Operating for over a decade, Mr. Henry Nortey says coming into contact with Kasmalink Consult has improved their business and gained them the needed leverage to serve foreign markets. Sales were previously mainly local and they catered for domestic parties, funerals, and conferences. Mr. Henry Nortey testifies to a domain expansion and is now serving orders from the United States and the United Kingdom.

A day’s turnover is around GH¢300 – GH¢500.00 and on a good day GH¢500.00 - GH¢1,000.00. The processes employed in the production of plantain chips are performed manually, labour intensive and time-consuming.

There is the need for mechanization of current processes as well as setting up storage facilities to manage the growing market for their products. Cee ChoCho is hoping to forge any partnership that will inject some capital into their business to acquire equipment that shreds plantain so as to facilitate greater production to meet demand both locally and internationally.

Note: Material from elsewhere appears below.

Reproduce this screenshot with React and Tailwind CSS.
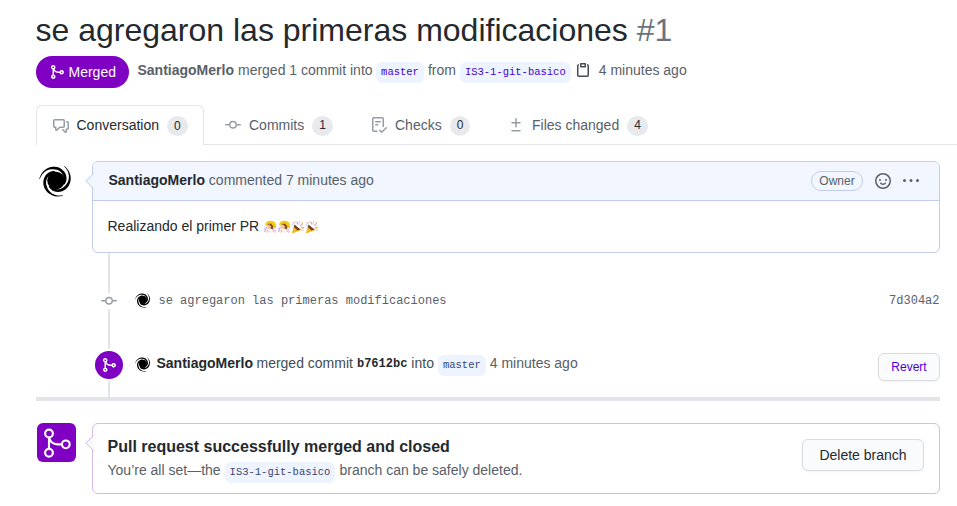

Comfort Teye, a toffee seller says working with Kasmalink Consult has benefited her business immensely, noting: “My business was supported with product formulation, shelf life assessment, sensory evaluation and labelling which initially was non-existent”. Teye, who was spotted by Mavis on the streets of Accra, emphasised that Kasmalink Consult created market opportunities and a direct link to clients so she no longer sells on the streets of Accra.

She wholesales her candies to other retailers who sell her products. Kasmalink also uses social media platforms to promote her business which boosts income. She now makes GHS 250-400 profit daily as compared to her previous daily earnings of GHS 20.

Empowering entrepreneurs with the required skills assistance will help strengthen the local food sector and boost food production in Ghana.